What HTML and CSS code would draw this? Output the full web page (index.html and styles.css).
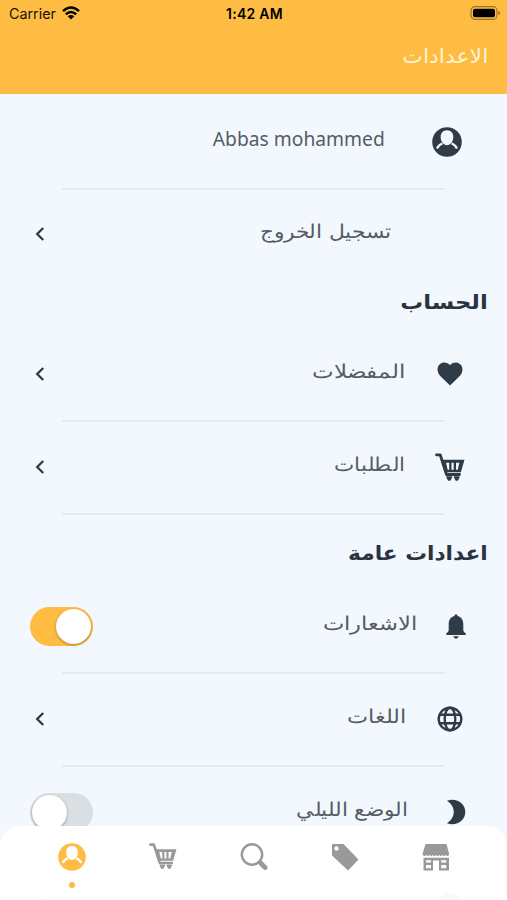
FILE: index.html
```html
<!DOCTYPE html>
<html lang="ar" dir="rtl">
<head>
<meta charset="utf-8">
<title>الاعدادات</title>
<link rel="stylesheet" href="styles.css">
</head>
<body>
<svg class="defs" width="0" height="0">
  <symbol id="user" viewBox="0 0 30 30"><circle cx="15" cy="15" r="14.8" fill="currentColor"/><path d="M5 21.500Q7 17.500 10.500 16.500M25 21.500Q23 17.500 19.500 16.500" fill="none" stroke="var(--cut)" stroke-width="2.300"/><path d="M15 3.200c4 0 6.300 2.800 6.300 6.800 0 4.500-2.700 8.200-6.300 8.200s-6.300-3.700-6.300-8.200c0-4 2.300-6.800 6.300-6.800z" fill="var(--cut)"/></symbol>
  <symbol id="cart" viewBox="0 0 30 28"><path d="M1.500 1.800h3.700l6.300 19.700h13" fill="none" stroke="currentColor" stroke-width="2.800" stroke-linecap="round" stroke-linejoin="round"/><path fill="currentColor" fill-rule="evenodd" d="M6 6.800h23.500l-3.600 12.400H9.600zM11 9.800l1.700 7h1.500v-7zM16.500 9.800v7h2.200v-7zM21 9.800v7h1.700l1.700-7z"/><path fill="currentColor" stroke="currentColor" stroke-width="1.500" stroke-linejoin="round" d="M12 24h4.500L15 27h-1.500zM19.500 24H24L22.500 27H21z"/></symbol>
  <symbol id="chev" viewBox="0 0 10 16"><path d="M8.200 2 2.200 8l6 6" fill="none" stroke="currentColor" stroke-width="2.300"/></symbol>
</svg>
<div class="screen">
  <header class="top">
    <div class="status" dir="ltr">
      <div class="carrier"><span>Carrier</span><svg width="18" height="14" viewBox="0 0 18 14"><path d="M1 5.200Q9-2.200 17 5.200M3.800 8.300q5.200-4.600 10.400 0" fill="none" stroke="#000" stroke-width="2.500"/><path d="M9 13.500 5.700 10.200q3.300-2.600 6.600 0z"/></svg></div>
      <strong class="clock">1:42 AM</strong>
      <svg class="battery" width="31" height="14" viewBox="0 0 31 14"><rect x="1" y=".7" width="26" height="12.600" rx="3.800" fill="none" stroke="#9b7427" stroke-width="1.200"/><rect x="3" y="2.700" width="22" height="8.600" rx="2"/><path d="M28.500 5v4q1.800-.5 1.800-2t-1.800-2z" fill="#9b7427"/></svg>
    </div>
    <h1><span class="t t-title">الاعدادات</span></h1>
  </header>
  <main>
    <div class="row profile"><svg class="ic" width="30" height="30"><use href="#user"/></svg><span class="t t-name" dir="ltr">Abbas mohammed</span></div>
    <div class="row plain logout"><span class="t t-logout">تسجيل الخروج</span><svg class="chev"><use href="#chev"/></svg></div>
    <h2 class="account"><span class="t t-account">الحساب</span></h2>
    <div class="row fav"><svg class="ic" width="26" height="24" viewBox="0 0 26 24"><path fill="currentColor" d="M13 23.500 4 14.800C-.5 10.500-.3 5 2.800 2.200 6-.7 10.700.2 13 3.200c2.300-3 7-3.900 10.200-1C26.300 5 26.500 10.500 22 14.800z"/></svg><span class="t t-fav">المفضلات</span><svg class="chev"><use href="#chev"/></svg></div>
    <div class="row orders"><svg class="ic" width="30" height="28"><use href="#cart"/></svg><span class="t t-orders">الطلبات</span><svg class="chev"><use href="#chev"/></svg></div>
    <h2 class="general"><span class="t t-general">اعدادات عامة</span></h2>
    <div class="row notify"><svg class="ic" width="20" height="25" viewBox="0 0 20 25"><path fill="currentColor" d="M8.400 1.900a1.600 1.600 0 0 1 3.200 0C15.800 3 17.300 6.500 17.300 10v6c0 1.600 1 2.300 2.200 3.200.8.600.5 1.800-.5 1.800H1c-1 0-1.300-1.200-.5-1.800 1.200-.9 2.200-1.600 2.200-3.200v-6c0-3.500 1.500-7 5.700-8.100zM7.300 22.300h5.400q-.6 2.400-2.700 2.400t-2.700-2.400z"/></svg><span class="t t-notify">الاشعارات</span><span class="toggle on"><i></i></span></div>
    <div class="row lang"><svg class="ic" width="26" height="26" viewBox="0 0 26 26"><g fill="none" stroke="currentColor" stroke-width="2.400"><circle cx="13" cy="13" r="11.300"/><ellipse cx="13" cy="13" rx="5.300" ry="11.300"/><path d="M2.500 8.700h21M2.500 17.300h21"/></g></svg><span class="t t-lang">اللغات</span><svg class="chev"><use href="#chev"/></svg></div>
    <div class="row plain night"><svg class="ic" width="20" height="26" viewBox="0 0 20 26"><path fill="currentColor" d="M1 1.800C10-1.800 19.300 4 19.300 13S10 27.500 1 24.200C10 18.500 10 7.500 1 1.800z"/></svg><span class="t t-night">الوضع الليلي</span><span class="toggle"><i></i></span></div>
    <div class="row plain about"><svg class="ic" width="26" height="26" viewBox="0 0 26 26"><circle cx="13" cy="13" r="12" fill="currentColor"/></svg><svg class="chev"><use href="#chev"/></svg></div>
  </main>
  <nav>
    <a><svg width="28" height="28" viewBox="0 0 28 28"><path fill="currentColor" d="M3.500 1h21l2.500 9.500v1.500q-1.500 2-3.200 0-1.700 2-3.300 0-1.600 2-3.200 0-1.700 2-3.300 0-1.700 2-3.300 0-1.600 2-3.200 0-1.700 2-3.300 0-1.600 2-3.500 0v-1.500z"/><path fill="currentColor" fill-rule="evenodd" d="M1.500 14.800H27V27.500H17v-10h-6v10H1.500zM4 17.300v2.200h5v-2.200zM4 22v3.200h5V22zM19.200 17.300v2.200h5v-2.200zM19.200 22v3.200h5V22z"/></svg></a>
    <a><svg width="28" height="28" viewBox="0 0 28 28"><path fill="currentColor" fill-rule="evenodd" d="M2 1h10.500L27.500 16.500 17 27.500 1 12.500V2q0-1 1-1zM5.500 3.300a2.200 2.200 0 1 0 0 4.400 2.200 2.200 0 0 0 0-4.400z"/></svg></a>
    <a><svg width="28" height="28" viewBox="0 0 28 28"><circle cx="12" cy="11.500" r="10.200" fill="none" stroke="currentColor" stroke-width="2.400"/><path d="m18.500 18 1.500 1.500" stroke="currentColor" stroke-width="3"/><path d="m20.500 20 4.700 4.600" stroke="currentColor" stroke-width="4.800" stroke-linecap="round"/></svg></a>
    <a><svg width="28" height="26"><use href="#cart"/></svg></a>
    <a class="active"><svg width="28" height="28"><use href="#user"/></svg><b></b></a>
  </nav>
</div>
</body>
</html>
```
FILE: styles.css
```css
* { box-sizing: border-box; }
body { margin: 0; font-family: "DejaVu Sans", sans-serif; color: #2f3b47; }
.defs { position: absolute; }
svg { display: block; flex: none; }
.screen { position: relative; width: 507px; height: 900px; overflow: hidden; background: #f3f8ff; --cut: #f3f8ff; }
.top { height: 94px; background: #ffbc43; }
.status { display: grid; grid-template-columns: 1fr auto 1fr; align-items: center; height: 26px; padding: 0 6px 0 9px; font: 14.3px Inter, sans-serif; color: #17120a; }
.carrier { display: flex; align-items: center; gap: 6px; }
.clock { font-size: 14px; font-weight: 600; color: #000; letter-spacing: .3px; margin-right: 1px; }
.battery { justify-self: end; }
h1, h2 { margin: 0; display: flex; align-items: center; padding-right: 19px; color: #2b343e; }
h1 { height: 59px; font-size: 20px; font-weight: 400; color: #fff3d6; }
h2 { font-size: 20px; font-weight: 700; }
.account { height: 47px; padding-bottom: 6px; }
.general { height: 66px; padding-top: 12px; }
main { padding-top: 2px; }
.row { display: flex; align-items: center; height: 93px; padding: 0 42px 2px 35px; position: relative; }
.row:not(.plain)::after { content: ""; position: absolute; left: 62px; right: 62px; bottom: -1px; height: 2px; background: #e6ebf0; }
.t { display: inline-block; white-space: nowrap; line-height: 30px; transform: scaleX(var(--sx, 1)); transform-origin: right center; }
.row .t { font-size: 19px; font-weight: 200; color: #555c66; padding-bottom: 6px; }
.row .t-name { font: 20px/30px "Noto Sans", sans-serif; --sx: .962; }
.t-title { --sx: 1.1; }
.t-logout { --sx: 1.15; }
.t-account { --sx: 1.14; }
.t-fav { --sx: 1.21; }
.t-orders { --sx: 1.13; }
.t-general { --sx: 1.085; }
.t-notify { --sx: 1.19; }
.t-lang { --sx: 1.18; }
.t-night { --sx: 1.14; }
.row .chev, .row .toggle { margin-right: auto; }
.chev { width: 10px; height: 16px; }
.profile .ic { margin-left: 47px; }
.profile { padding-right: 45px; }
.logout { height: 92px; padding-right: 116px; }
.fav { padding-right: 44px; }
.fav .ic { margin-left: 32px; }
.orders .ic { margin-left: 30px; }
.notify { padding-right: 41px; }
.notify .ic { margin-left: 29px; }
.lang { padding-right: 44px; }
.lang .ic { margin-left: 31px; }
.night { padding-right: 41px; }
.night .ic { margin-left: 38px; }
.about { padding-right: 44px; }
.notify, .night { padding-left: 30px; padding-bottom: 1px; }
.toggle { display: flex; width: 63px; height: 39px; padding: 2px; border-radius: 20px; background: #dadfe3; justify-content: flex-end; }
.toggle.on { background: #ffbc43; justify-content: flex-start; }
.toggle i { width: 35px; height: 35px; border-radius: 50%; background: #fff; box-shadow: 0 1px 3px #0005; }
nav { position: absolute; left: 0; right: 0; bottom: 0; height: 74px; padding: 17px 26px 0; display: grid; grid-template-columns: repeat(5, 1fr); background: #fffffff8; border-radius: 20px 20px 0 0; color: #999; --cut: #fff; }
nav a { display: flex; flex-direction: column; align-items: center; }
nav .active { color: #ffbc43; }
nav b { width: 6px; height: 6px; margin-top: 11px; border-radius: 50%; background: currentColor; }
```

——

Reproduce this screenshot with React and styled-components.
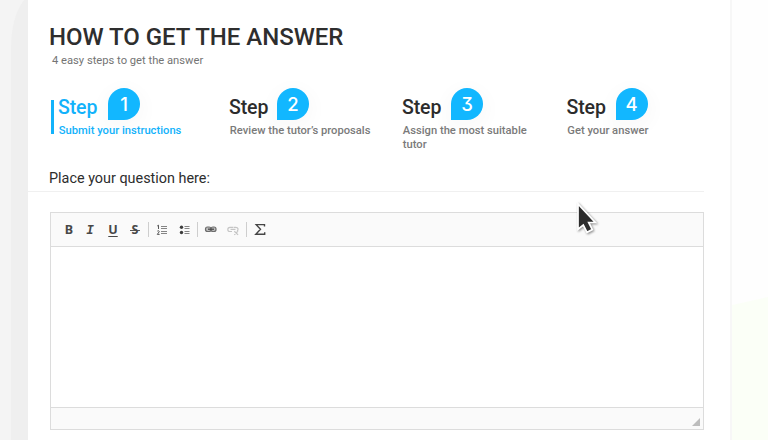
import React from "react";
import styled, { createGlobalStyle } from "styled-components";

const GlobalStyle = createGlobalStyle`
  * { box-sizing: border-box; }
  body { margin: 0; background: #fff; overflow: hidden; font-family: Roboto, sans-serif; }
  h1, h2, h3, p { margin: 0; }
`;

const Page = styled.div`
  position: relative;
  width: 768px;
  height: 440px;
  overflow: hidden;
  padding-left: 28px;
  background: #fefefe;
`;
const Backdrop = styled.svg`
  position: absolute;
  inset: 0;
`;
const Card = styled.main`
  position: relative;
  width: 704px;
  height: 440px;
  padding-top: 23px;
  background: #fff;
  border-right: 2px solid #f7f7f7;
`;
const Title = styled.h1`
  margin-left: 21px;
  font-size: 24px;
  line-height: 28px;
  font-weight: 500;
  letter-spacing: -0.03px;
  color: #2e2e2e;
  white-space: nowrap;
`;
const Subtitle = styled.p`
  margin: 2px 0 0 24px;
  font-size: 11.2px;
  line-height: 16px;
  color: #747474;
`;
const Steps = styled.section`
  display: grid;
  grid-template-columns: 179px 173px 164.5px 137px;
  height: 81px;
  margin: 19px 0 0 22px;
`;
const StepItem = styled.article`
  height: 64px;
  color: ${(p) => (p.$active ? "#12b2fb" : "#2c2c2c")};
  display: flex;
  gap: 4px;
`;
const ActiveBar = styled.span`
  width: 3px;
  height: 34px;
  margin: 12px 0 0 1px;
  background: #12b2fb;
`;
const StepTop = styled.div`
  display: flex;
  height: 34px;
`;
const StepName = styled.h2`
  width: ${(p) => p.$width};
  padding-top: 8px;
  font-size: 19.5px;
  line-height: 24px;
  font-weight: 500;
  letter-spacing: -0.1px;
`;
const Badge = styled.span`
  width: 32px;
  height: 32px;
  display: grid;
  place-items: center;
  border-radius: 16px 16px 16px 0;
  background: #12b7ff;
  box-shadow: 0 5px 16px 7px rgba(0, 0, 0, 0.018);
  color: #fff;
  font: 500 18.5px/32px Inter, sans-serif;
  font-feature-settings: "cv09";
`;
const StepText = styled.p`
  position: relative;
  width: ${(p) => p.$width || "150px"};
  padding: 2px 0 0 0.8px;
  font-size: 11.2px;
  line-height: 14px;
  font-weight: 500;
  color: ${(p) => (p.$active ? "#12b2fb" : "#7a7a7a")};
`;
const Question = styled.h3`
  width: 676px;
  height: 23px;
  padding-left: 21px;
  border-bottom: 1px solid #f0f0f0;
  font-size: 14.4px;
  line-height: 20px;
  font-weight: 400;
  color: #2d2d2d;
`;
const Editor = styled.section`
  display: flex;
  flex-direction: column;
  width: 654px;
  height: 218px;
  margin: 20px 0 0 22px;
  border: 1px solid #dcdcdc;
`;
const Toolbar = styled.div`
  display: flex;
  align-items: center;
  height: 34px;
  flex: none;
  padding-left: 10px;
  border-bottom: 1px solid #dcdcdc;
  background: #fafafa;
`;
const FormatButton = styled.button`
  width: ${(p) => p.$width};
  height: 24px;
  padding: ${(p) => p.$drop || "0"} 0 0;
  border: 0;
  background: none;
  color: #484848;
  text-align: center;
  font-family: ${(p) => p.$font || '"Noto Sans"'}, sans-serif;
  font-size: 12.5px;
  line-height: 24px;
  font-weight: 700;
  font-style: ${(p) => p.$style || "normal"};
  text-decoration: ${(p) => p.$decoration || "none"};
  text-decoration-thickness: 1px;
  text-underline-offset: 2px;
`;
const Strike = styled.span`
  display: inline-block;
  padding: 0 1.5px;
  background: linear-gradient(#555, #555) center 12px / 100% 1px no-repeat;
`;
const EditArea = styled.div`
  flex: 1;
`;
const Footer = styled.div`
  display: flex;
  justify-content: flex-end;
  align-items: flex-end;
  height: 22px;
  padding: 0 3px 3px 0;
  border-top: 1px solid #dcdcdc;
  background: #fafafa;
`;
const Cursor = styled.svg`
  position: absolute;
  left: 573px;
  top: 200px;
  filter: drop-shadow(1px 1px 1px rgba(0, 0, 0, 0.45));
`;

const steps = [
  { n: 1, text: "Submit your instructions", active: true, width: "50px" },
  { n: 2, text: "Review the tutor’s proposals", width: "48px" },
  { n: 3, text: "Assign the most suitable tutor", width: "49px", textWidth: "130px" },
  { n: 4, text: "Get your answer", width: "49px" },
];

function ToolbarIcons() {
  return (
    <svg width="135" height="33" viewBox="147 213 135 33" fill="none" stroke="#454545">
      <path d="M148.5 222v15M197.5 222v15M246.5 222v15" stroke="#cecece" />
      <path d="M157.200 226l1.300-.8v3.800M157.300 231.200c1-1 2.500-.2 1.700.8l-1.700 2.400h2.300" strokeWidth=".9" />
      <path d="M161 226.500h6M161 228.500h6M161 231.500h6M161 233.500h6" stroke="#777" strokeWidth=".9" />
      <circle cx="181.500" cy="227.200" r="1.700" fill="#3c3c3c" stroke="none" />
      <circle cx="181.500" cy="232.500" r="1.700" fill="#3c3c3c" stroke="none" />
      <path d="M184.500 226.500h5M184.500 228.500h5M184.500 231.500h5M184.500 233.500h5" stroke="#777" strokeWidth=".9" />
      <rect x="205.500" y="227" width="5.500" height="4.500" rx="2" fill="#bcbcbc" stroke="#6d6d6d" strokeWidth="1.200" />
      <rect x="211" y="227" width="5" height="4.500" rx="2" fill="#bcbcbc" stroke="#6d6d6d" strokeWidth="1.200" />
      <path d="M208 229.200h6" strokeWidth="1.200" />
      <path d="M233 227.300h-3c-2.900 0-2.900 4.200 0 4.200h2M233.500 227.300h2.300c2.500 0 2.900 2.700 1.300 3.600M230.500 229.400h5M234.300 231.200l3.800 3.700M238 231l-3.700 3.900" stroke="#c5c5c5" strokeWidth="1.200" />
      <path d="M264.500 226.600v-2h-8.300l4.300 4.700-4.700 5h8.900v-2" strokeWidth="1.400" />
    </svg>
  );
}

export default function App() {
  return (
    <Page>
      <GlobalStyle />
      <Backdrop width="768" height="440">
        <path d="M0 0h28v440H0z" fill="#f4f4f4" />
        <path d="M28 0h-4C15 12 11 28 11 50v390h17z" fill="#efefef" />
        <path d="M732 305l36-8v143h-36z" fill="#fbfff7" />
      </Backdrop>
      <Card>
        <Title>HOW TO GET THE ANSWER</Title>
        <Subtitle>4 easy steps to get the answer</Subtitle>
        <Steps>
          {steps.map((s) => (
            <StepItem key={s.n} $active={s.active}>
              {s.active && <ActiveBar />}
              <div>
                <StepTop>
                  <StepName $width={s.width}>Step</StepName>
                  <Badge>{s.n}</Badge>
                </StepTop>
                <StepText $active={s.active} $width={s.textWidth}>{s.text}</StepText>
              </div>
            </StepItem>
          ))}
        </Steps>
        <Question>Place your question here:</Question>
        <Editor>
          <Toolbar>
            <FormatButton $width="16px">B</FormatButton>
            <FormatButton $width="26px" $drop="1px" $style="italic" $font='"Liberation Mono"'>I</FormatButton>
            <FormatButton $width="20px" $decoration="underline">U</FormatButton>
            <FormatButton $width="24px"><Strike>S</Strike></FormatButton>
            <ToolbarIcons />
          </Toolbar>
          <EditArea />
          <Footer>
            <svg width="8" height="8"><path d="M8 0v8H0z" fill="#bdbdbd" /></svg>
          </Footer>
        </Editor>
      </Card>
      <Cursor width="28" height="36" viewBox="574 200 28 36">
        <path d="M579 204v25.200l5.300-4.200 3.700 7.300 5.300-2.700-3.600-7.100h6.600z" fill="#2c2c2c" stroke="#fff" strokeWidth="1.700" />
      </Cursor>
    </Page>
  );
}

——

- Task
Copy down every line of the material above that includes the string "React".

- The reply
Reproduce this screenshot with React and styled-components.
import React from "react";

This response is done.